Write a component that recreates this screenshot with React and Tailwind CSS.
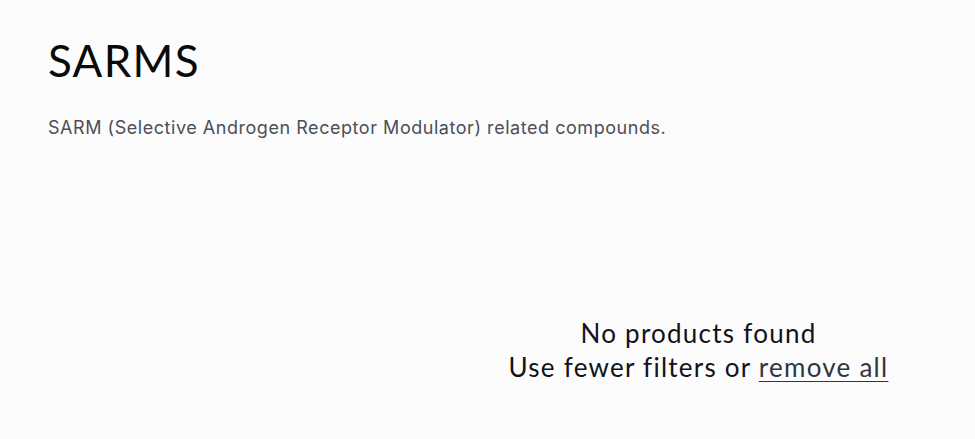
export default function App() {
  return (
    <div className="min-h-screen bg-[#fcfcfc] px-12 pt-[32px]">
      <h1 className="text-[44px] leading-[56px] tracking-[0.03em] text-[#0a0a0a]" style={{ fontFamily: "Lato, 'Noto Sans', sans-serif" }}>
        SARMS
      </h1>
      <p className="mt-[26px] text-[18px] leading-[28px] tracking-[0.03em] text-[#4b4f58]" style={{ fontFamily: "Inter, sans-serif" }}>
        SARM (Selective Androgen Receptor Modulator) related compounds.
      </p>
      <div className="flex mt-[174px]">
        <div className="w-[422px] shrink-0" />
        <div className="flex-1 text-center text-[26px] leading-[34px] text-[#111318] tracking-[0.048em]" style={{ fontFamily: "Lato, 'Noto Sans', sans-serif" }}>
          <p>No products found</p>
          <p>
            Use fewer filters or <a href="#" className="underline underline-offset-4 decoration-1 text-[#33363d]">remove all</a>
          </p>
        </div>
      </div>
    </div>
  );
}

■ ■ ■

- [Objective]: Output each line exactly; omit every picture.

- [Solution]:
Write a component that recreates this screenshot with React and Tailwind CSS.
export default function App() {
  return (
    <div className="min-h-screen bg-[#fcfcfc] px-12 pt-[32px]">
      <h1 className="text-[44px] leading-[56px] tracking-[0.03em] text-[#0a0a0a]" style={{ fontFamily: "Lato, 'Noto Sans', sans-serif" }}>
        SARMS
      </h1>
      <p className="mt-[26px] text-[18px] leading-[28px] tracking-[0.03em] text-[#4b4f58]" style={{ fontFamily: "Inter, sans-serif" }}>
        SARM (Selective Androgen Receptor Modulator) related compounds.
      </p>
      <div className="flex mt-[174px]">
        <div className="w-[422px] shrink-0" />
        <div className="flex-1 text-center text-[26px] leading-[34px] text-[#111318] tracking-[0.048em]" style={{ fontFamily: "Lato, 'Noto Sans', sans-serif" }}>
          <p>No products found</p>
          <p>
            Use fewer filters or <a href="#" className="underline underline-offset-4 decoration-1 text-[#33363d]">remove all</a>
          </p>
        </div>
      </div>
    </div>
  );
}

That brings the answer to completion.